Decisive, proactive leadership change is a marker of top-performing businesses. Our recent report, Leadership Capital 2023, found that upper quartile performers make more change and make change sooner; on average 30 months earlier in the hold period than the worst performers.  

But how much leadership change is too much? Leadership change is a double-edged sword. It can be transformational, but also disruptive. There is reward, but also risk. Will new hires deliver and how quickly? Will they gel with their leadership colleagues and engage their team effectively? Change takes time, communication, and effort, and if done badly, can slow the momentum of an organisation.  

Through our research, we have identified a ‘capacity for change’ of five leadership roles within 24 months, with financial performance accelerating up to five changes, but experiencing a material decline thereafter. Understanding this capacity helps businesses to view change as capital that they can invest to drive returns, but which can also run out, putting a business under pressure.  

Relationship between board changes and performance

Capacity for change is a consistent pattern we see across all types of PE-backed businesses, of all sectors and sizes. But critically, it isn’t set in stone.

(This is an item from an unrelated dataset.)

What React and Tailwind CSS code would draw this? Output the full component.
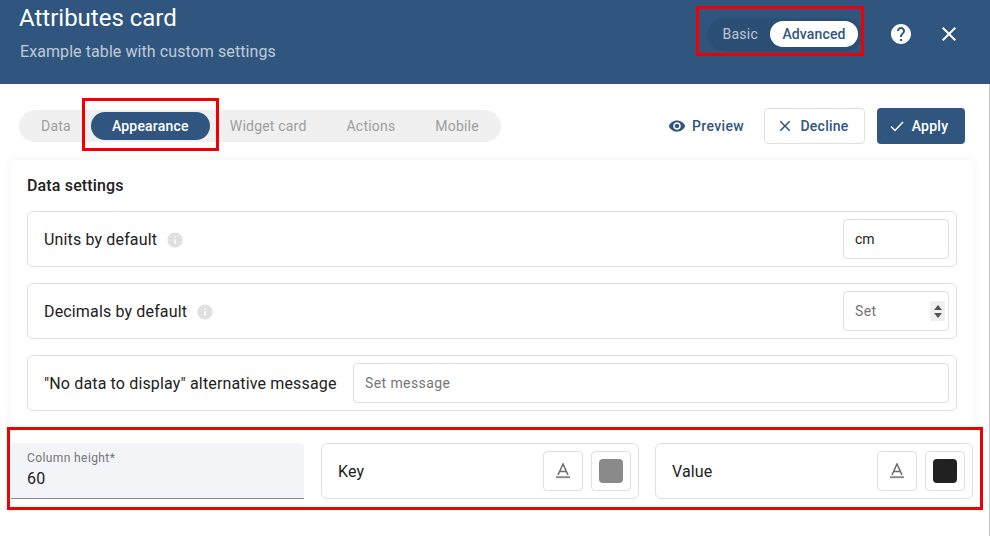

We’ve found that a business can increase its capacity for change in some situations by being smart with its leadership strategy, thereby avoiding any negative consequences.   

Getting the timing right  

Timing is everything for successful leadership change and we find that capacity for change is at its height following a capital event or M&A deal. At this point, existing leaders and the wider business are in the right mindset and more receptive to change, seeing themselves as active participants, rather than passive observers who lack control and ownership. Investors and management teams should therefore aim to maximise this window by acting decisively to optimise the leadership team following a deal.  

This is what we see with top-performing businesses, the majority of whom make key leadership decisions within the first two years of the hold period, in contrast to worse performers who consistently delay decisions. What we’re seeing is the best investors being proactive rather than reactive by using data analytics to assess a leadership team at arm’s length ahead of a deal, so they can start building a change strategy e as early as possible, maximising the window for change.  

Strategic sequencing  

A company’s ability to absorb change can also be enhanced by optimising the sequence in which it happens. For example, changing the CEO first provides clarity of leadership, stability, and strategic direction, increasing receptiveness to further change. In upper quartile businesses, 84% of new CEOs made at least one SLT change within a year, and 39% made more, compared to just 50% and 31% of lower quartile businesses. The best CEOs are facilitators of further positive change, and they bring the organisation with them.  

When looking at the sequencing of other leadership roles, the picture is usually more complex. No two businesses are the same, so there is no optimal sequence of leadership change that works across all businesses. It’s critical to look at each case individually based on the competencies and balance of the current team, immediate challenges and priorities, along with the demands of the value creation plan.  

The challenge is always to maximise the upside while minimising the risk, ensuring the leadership strategy simultaneously supports the current team and business, while laying the groundwork for long-term objectives. It’s like a game of chess; how can you best arrange your pieces and make a sequence of moves to balance defence and attack?  

We regularly work with companies where several leadership changes need to happen in relatively quick succession, using our Leadership Bridge tool to devise the optimal timing and sequence. By analysing the current team against the value creation plan, Leadership Bridge recommends not only the most impactful changes - benchmarked against high-performing teams - but also sequences the roadmap for change, to avoid disrupting growth while setting up the team with the right experience and competencies. 

Project Leadership Bridge

Maximising a finite resource 

Understanding capacity for change helps create a mindset shift relating to leadership optimisation, the importance of looking ahead, and carefully considering priorities and timing. While investors and management teams are often in a hurry to bring in new leaders, and deal with team challenges and gaps as quickly as possible, it is a reminder that change is a finite resource. So, don’t waste it.